* [GIVEN DATA]
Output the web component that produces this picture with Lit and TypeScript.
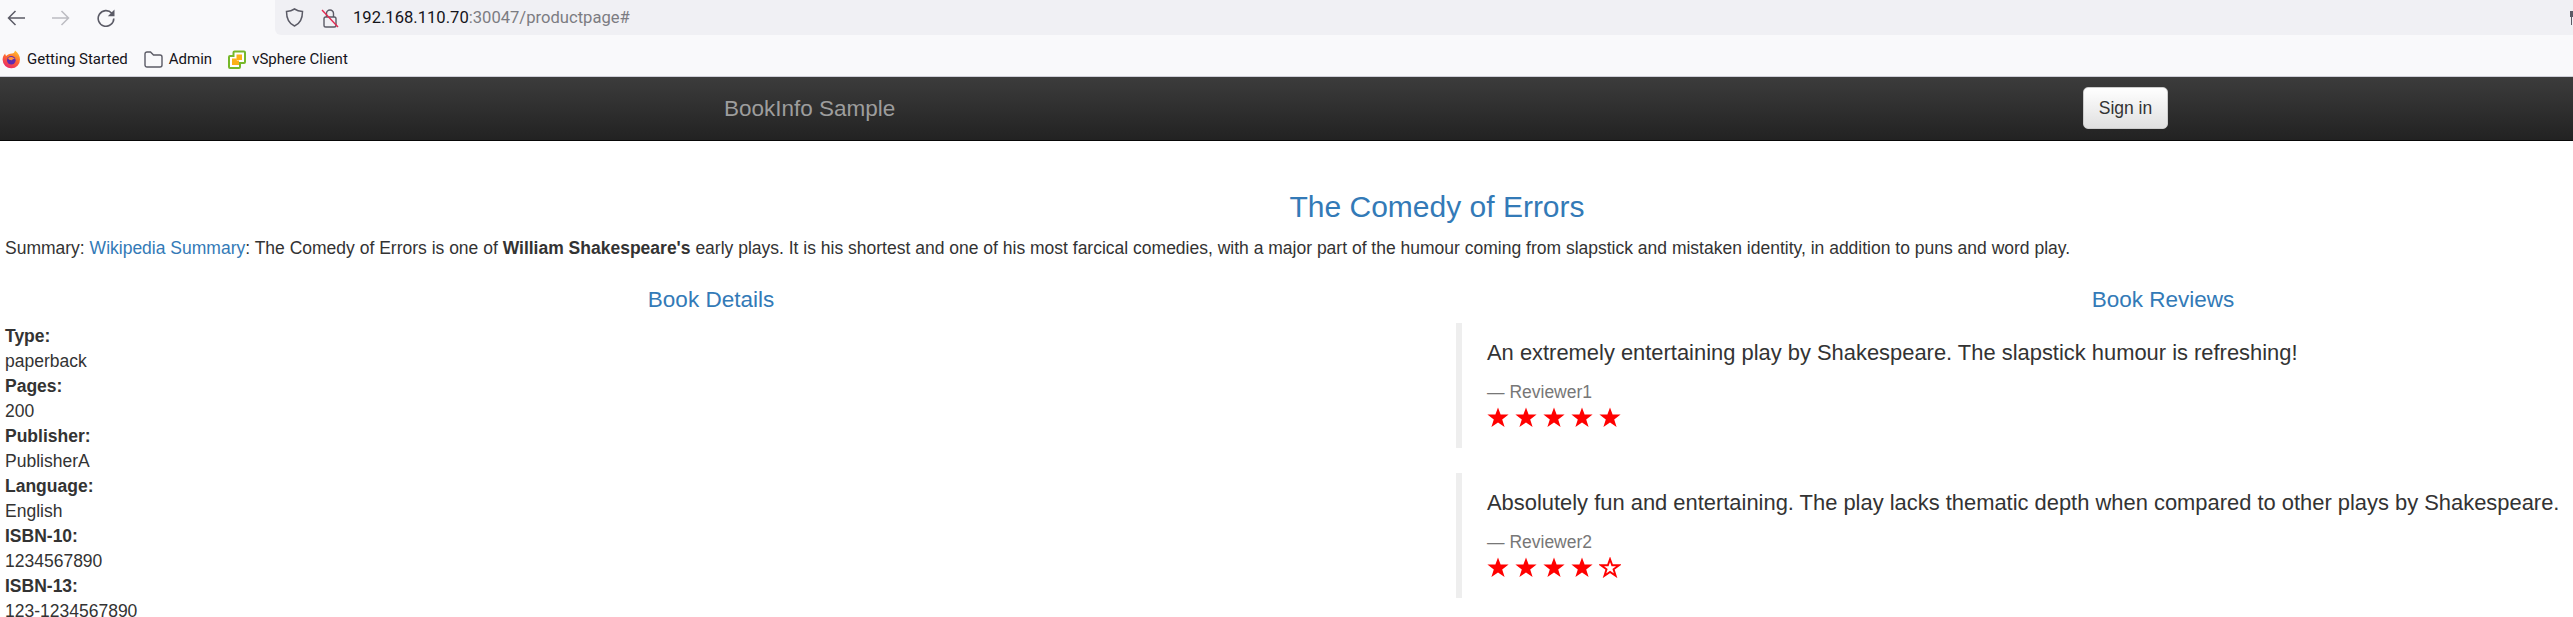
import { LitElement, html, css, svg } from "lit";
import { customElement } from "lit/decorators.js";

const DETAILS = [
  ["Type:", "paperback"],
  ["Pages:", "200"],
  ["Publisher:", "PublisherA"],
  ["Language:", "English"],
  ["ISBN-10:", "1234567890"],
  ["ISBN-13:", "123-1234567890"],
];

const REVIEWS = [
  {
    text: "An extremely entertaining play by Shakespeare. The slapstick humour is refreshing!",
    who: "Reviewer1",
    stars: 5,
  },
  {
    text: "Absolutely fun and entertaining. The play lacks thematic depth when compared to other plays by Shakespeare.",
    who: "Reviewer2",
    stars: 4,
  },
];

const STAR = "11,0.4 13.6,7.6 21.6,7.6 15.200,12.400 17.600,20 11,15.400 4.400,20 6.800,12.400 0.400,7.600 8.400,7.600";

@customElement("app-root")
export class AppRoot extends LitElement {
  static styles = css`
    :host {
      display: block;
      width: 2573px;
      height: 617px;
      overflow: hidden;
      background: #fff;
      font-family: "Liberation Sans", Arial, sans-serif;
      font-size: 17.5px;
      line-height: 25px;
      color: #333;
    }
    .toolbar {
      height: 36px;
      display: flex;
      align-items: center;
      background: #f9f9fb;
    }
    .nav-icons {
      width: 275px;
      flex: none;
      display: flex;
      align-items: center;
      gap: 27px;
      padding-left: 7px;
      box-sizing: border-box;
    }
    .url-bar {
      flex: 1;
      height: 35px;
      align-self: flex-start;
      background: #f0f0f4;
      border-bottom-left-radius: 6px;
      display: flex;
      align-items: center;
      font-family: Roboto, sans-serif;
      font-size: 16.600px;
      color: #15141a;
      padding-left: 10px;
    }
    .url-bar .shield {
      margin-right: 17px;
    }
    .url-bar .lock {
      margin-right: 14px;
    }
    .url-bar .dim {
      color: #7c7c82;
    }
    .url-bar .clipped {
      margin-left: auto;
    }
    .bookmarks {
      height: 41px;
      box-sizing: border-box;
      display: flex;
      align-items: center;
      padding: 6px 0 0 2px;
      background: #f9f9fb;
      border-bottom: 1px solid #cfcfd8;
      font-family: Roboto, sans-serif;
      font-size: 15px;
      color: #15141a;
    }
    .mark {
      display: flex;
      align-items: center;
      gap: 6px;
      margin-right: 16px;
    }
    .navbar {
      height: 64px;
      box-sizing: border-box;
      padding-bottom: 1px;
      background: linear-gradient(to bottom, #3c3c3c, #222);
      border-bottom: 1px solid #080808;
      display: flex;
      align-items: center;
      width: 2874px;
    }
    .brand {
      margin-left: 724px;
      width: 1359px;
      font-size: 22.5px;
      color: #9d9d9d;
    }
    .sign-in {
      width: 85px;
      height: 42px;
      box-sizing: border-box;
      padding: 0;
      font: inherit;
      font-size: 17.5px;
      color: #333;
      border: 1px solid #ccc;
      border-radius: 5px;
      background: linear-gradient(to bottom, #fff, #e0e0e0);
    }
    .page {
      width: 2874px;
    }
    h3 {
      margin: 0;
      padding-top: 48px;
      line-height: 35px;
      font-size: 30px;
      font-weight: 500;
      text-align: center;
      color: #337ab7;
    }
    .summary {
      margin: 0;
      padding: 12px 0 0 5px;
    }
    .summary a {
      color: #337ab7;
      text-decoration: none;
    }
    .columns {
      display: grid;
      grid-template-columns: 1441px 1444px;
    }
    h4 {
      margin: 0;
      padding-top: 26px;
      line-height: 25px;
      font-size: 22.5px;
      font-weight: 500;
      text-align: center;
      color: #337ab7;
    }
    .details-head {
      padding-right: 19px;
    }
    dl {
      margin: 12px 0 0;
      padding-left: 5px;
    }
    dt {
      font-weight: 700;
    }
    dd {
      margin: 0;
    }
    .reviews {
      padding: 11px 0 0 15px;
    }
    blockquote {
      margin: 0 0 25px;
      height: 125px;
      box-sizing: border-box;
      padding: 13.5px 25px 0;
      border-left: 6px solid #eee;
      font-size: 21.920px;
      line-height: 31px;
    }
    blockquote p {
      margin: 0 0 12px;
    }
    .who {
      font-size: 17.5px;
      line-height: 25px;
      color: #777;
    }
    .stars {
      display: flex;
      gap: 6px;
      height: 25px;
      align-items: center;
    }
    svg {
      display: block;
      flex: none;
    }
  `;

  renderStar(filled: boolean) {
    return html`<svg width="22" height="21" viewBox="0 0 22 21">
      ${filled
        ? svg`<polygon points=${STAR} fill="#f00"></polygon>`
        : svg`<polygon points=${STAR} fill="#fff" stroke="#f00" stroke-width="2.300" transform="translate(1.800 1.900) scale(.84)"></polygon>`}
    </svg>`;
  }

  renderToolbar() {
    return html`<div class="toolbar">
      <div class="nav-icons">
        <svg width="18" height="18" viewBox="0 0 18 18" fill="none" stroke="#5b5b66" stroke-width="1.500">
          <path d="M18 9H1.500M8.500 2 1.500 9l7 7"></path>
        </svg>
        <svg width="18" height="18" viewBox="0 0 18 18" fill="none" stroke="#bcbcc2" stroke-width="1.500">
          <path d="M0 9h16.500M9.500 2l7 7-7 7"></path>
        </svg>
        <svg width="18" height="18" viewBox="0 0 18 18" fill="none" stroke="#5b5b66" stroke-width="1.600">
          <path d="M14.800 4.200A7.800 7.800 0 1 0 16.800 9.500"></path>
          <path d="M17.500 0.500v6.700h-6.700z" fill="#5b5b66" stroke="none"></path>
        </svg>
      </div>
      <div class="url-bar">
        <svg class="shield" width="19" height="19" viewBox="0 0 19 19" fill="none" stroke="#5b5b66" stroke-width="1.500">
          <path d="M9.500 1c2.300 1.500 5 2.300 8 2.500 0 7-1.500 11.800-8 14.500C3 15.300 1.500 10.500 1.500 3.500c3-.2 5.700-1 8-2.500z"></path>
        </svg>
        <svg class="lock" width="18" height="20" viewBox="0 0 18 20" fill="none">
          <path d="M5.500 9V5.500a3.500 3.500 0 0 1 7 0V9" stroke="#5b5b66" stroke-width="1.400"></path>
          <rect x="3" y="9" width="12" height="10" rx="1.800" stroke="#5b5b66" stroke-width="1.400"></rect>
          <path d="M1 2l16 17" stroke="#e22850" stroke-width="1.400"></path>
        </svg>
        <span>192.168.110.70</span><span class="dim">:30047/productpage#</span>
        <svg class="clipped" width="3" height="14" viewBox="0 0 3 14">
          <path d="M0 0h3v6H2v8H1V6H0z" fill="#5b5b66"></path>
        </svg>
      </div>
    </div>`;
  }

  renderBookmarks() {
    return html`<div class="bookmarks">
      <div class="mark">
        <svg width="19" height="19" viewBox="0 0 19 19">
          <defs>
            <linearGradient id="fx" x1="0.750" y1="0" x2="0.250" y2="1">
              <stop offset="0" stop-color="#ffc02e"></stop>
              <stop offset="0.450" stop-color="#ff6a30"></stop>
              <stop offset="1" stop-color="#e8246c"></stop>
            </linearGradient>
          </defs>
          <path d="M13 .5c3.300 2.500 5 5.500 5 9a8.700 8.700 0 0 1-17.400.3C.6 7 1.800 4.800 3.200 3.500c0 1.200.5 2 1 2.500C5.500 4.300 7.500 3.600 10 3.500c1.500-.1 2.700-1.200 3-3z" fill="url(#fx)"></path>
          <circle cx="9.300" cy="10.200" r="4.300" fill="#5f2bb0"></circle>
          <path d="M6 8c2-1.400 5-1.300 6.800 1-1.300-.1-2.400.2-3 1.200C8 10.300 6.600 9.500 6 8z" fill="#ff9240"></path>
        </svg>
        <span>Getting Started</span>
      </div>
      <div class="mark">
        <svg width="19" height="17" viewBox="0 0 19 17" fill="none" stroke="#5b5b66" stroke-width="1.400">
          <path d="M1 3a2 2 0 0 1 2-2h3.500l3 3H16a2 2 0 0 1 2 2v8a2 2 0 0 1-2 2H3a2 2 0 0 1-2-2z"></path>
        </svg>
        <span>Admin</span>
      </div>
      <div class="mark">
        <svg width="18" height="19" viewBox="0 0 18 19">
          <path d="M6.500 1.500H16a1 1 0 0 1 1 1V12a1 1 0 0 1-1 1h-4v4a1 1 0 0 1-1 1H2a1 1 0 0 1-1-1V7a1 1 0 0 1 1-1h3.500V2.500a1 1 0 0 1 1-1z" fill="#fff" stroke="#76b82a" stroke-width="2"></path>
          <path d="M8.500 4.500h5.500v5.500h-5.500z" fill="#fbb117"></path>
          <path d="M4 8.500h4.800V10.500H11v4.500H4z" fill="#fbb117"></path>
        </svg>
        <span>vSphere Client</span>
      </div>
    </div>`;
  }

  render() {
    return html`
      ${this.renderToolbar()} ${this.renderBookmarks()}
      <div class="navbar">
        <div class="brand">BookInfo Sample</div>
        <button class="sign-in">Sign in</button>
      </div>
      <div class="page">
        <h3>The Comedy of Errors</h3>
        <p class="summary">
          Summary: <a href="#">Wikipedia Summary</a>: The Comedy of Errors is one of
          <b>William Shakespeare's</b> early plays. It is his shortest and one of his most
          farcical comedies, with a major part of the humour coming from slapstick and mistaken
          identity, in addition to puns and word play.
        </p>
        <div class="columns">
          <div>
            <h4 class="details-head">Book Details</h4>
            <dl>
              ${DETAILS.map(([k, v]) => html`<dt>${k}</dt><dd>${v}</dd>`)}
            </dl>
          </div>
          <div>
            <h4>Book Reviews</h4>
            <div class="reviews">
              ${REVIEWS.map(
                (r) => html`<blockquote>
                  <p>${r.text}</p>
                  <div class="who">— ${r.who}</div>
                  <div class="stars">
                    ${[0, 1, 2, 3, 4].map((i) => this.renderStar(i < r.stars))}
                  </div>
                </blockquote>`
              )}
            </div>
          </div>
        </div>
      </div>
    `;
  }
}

* [WHAT TO PRODUCE] Output exactly the span of lines from the top of the listing through the line holding "13.6,7.6 21.6,7.6 15.200,12.400", and leave every picture out.

* [REPLY TO THE EXERCISE]
Output the web component that produces this picture with Lit and TypeScript.
import { LitElement, html, css, svg } from "lit";
import { customElement } from "lit/decorators.js";

const DETAILS = [
  ["Type:", "paperback"],
  ["Pages:", "200"],
  ["Publisher:", "PublisherA"],
  ["Language:", "English"],
  ["ISBN-10:", "1234567890"],
  ["ISBN-13:", "123-1234567890"],
];

const REVIEWS = [
  {
    text: "An extremely entertaining play by Shakespeare. The slapstick humour is refreshing!",
    who: "Reviewer1",
    stars: 5,
  },
  {
    text: "Absolutely fun and entertaining. The play lacks thematic depth when compared to other plays by Shakespeare.",
    who: "Reviewer2",
    stars: 4,
  },
];

const STAR = "11,0.4 13.6,7.6 21.6,7.6 15.200,12.400 17.600,20 11,15.400 4.400,20 6.800,12.400 0.400,7.600 8.400,7.600";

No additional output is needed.